The Office of Information Practices recently announced it had submitted two bills for inclusion in Governor Abercrombie’s administration package to be submitted to the 2012 legislative session. The text of the bills is not yet available, but OIP provided “detailed summaries.”

The first bill, referred to by OIP as the Appeals bill, is the agency’s response to the decision of the Intermediate Court of Appeals in the case of County of Kauai v. OIP, 120 Haw. 34, 200 P.3d 403 (2009).

In my view, the proposed bill addresses a problem which is not really a problem. I’ve written about this before on several occasions (here’s a link to what may be the most recent).

The underlying issue here was that the state’s open meeting law, known as the sunshine law, allows “any person” to request a court review. Either an agency or an aggrieved citizen can go to court. But the UIPA, our public records law, doesn’t extend the court option to government agencies.

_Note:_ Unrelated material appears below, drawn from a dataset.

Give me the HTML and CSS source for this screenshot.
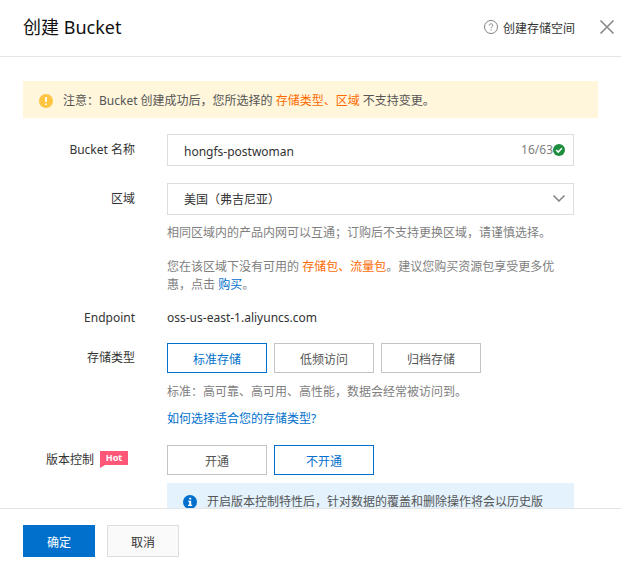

The Kauai case, although it involved a request for documents (minutes of a county council meeting held in confidential executive session), it revolved around a legal question of whether the executive session was proper, a sunshine law issue.

OIP takes the position that it undermined its authority under both laws, and proposes its Appeals bill as a remedy.

OIP seems to be the only source of this “woe is me” attitude. The court decision was driven by a very particular set of facts, a situation unlike most other disputes involving public records, and not one very likely to be repeated. As far as I know, there haven’t been any other agencies trying to creatively apply the Kauai decision to the broader range of typical document requests, as feared by OIP. There’s no avalanche of new agency appeals.

And OIP’s bill would not simply limit an agency’s appeal rights under the sunshine law, but clearly extend those rights to the OIPA, which seems to contradict the OIP’s expressed concerns.

In my view, this bill is unnecessary and potentially counterproductive. It addresses a problem which hasn’t proved to be a problem, and it’s driven by legal minutiae rather than a clear policy perspective.

I’ll take a look at OIP’s other proposal tomorrow.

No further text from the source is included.